Cutting the beans into halves so that they have a flat base; bigger surface area and easier to attach onto something. However, it was rather difficult to achieve perfect halves; they tend to shatter and the “skins” became detached, which looked rather weird as they have varying colours on the insides.

I tried to boil the beans in hopes of softening them so I could attach them together with needle and thread. However, the “skins” came out as well, and the beans were either too hard ( impossible to poke through and ended up breaking when too much force was used ), or too soft ( become green bean paste ).


Part 1 Final:

I wanted to mimic how the pattern of the Pin-cushion starfish was not totally straight and symmetrical, but I had some difficulty trying to “steer” the directions of the beans, and it sort of ended up a bit too curvy.


Part 2:

For my final, I decided to make a hat as Thailand had always been notorious for its burning sun, and that the top of our heads would usually be the first to receive the brunt of the sun.



Furthermore, research have shown that the top of our heads are one of the few parts of our bodies to overheat first to trigger sweat and evaporative cooling.


However, evaporative cooling is impossible for Emiko as she was unable to sweat. Hence, I felt that a hat to shield her head from the sun would be rather important for Emiko in the storyline, as her hair would most likely be black, which would absorb heat more easily from the sun.


My hat was inspired by futuristic headdresses which are metallic are mainly angular, and as well as the fabric headdresses by Hussein Chalayan. I felt that the angular features made the headdresses look very visually aesthetic, and rather futuristic. 

As I really liked the radial pattern of the Pin-cushion starfish, I wanted to implement the radial pattern and the shape onto my final wearable. I decided to forgo metals, as metals would definitely heat up fast under the scorching sun, and are reflective, which would be too attention grabbing for Emiko, who wants to blend in as one of the Thais and to become less unnoticeable.



  1. Black Beans ( Organic )
  2. Black Organza // Polyester ( Manufactured )
  3. Black Silk Ribbon // Polyester ( Manufactured )

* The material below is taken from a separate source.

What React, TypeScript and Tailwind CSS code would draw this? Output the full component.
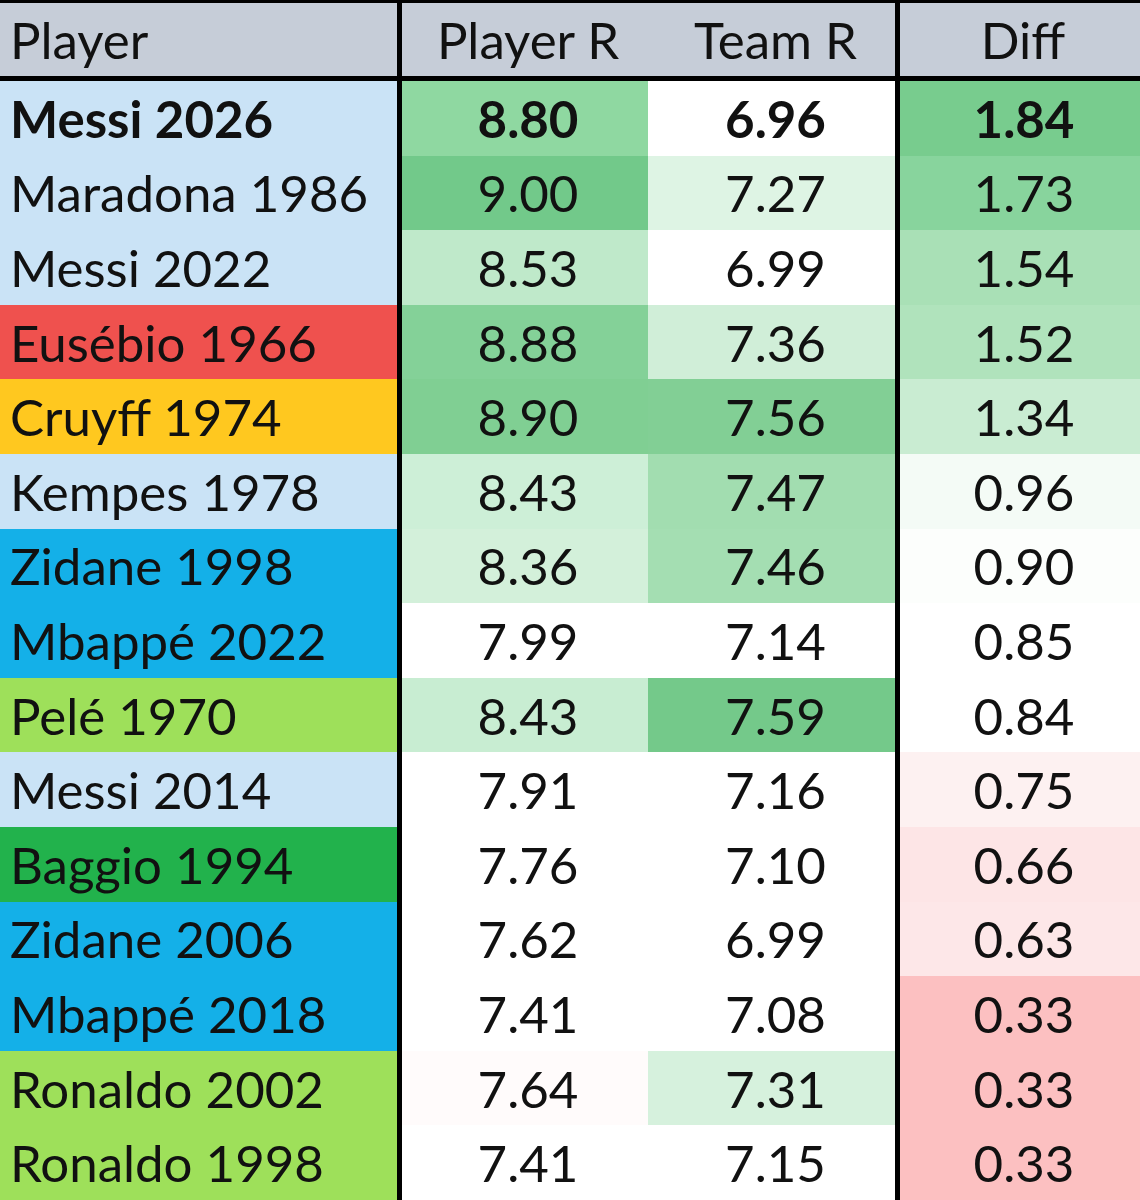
import React from "react";

type Row = {
  name: string;
  nameBg: string;
  pr: string;
  prBg: string;
  tr: string;
  trBg: string;
  diff: string;
  diffBg: string;
  bold?: boolean;
};

const rows: Row[] = [
  { name: "Messi 2026", nameBg: "bg-[#cae3f6]", pr: "8.80", prBg: "bg-[#8fd8a1]", tr: "6.96", trBg: "bg-white", diff: "1.84", diffBg: "bg-[#78cc8e]", bold: true },
  { name: "Maradona 1986", nameBg: "bg-[#cae3f6]", pr: "9.00", prBg: "bg-[#72c98a]", tr: "7.27", trBg: "bg-[#def4e4]", diff: "1.73", diffBg: "bg-[#88d49d]" },
  { name: "Messi 2022", nameBg: "bg-[#cae3f6]", pr: "8.53", prBg: "bg-[#bfe9ca]", tr: "6.99", trBg: "bg-white", diff: "1.54", diffBg: "bg-[#a9e0b6]" },
  { name: "Eusébio 1966", nameBg: "bg-[#ef514e]", pr: "8.88", prBg: "bg-[#84d198]", tr: "7.36", trBg: "bg-[#d0eed8]", diff: "1.52", diffBg: "bg-[#b0e3bc]" },
  { name: "Cruyff 1974", nameBg: "bg-[#ffc81f]", pr: "8.90", prBg: "bg-[#80cf93]", tr: "7.56", trBg: "bg-[#82cf95]", diff: "1.34", diffBg: "bg-[#c9ecd2]" },
  { name: "Kempes 1978", nameBg: "bg-[#cae3f6]", pr: "8.43", prBg: "bg-[#cdefd7]", tr: "7.47", trBg: "bg-[#a2ddb0]", diff: "0.96", diffBg: "bg-[#f4fbf6]" },
  { name: "Zidane 1998", nameBg: "bg-[#14b0e8]", pr: "8.36", prBg: "bg-[#d3f0da]", tr: "7.46", trBg: "bg-[#a4deb2]", diff: "0.90", diffBg: "bg-[#fcfefc]" },
  { name: "Mbappé 2022", nameBg: "bg-[#14b0e8]", pr: "7.99", prBg: "bg-white", tr: "7.14", trBg: "bg-white", diff: "0.85", diffBg: "bg-white" },
  { name: "Pelé 1970", nameBg: "bg-[#9ee05a]", pr: "8.43", prBg: "bg-[#c8edd2]", tr: "7.59", trBg: "bg-[#74c98a]", diff: "0.84", diffBg: "bg-white" },
  { name: "Messi 2014", nameBg: "bg-[#cae3f6]", pr: "7.91", prBg: "bg-white", tr: "7.16", trBg: "bg-white", diff: "0.75", diffBg: "bg-[#fdf1f1]" },
  { name: "Baggio 1994", nameBg: "bg-[#22b24c]", pr: "7.76", prBg: "bg-white", tr: "7.10", trBg: "bg-white", diff: "0.66", diffBg: "bg-[#fde5e6]" },
  { name: "Zidane 2006", nameBg: "bg-[#14b0e8]", pr: "7.62", prBg: "bg-white", tr: "6.99", trBg: "bg-white", diff: "0.63", diffBg: "bg-[#fde7e8]" },
  { name: "Mbappé 2018", nameBg: "bg-[#14b0e8]", pr: "7.41", prBg: "bg-white", tr: "7.08", trBg: "bg-white", diff: "0.33", diffBg: "bg-[#fcc0c1]" },
  { name: "Ronaldo 2002", nameBg: "bg-[#9ee05a]", pr: "7.64", prBg: "bg-[#fffbfb]", tr: "7.31", trBg: "bg-[#d6f1dd]", diff: "0.33", diffBg: "bg-[#fcc0c1]" },
  { name: "Ronaldo 1998", nameBg: "bg-[#9ee05a]", pr: "7.41", prBg: "bg-white", tr: "7.15", trBg: "bg-white", diff: "0.33", diffBg: "bg-[#fcc0c1]" },
];

export default function App() {
  return (
    <div className="w-[1140px] h-[1200px] overflow-hidden bg-white text-[#111] font-['Lato',sans-serif] text-[51px] leading-none">
      {/* header */}
      <div className="flex h-[81px] bg-[#c6cdd8] border-t-[3px] border-b-[5px] border-black">
        <div className="w-[397px] flex items-center pl-[10px]">Player</div>
        <div className="w-[251px] flex items-center justify-center pl-[6px] border-l-[5px] border-black">Player R</div>
        <div className="w-[247px] flex items-center justify-center pl-[8px]">Team R</div>
        <div className="flex-1 flex items-center justify-center pl-[6px] border-l-[5px] border-black">Diff</div>
      </div>

      {rows.map((r) => (
        <div key={r.name} className={`flex h-[74.6px] ${r.bold ? "font-bold" : ""}`}>
          <div className={`w-[397px] flex items-center pl-[10px] ${r.nameBg}`}>{r.name}</div>
          <div className={`w-[251px] flex items-center justify-center pl-[6px] border-l-[5px] border-black ${r.prBg}`}>{r.pr}</div>
          <div className={`w-[247px] flex items-center justify-center pl-[8px] ${r.trBg}`}>{r.tr}</div>
          <div className={`flex-1 flex items-center justify-center pl-[8px] border-l-[5px] border-black ${r.diffBg}`}>{r.diff}</div>
        </div>
      ))}
    </div>
  );
}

I decided to use make the entire hat full black. Initially, I was rather skeptical with using black beans, which are black in colour, and which was known to be the colour which absorbs the most heat. However, after doing some research, it was proven that the colour black was not necessarily the colour that would make you feel the hottest under the bright sun.

Images taken from Google

Studies have shown that the Bedouins, a group of tribes living in Africa and the Middle East, frequently covered themselves with thick, loose, and black robes from their heads to their ankles, despite the scorching heat in the deserts. It was proven that although black colour indeed absorbs heat more easily from the sun, the heat would not be able to transmit to the body if the material was thick enough, as it would have been dissipated through the movements that the user makes ( heat convection ).

Furthermore, black colour permits lesser short-wave radiation from penetrating to the skin compared to lighter colours ( similar to lighter coloured curtains vs. darker coloured curtains ), hence protecting the head from both the sun and the heat.

Hence, I decided to make the hat entirely black, and I also felt that the colour would help Emiko to stand out lesser as well.


Process & Mock-ups:

Used a styrofoam head to make the layer of beans more form-fitting.

Sewed the ribbons together to form the directions of the pattern, and as well as to serve as a way to secure the hat when it is being worn.

Pasted masking tape over the styrofoam head to prevent it from getting burnt from the hot glue, and as well as to hold the first few beans in place.

The smaller beans were purposely glued vertically to one another to increase the width of the layer; to slow down and prevent the heat from reaching the layers underneath.

Tried to experiment with different folds using the organza. Initially, I tried to use paper to create a mockup, but it was impossible as paper does not drape like the organza, and it was rather messy to morph it onto a head.


Final Mock-up:

To ensure that the heat would not be transmitted to the body, I decided to use black organza, a light and airy material which tends to move easily, to help dissipate the heat faster through movement. However, organza are rather translucent. Hence, I decided to fold it into layers while attaching the layer of black beans on the very top to block out the heat and sunlight, and prevent them from reaching the head.

I was rather satisfied with how the folds turned out, and debated if I should snip the organza shorter at the back, and how.


Final Process:

The organza was cut shorter; sweeping past the shoulders a little, and in a way that there would be “two tails” formed at the end. This was to make it more angular, aesthetically pleasing, and as well as to ensure that movements of the organza would be more easily created to enable heat to be dissipated.

The edges of the organza were hand sewn, and the top layer of black beans was sewn onto the organza afterwards. The folds were also sewn to keep them in place. I decided to add the third layers ( refer to figure above ), underneath a layer of organza to act as cooling elements. Images taken from Google

As the black beans also resembled capsules, I wanted the third layers to be capsules contained cooling gel / liquid, which was inspired by cooling beds and cooling beads in cooling packs. As technology would have been more advanced during the storyline, these cooling gel / liquid would have been improved to remain cold for a more extended period of time or even forever.

Hence, the top layer of beans would have been used to keep the heat out, while the bottom layers would have been used to keep Emiko cool.

The third layers at the front of the hat would have been bigger and extended to the underneath of the hat. However, I took too much time sticking the beans and sewing.



Overall, I was rather satisfied with how it turned out to be in the end, and how it looked rather “alien” as well – like the aliens in some futuristic sci-fi movies.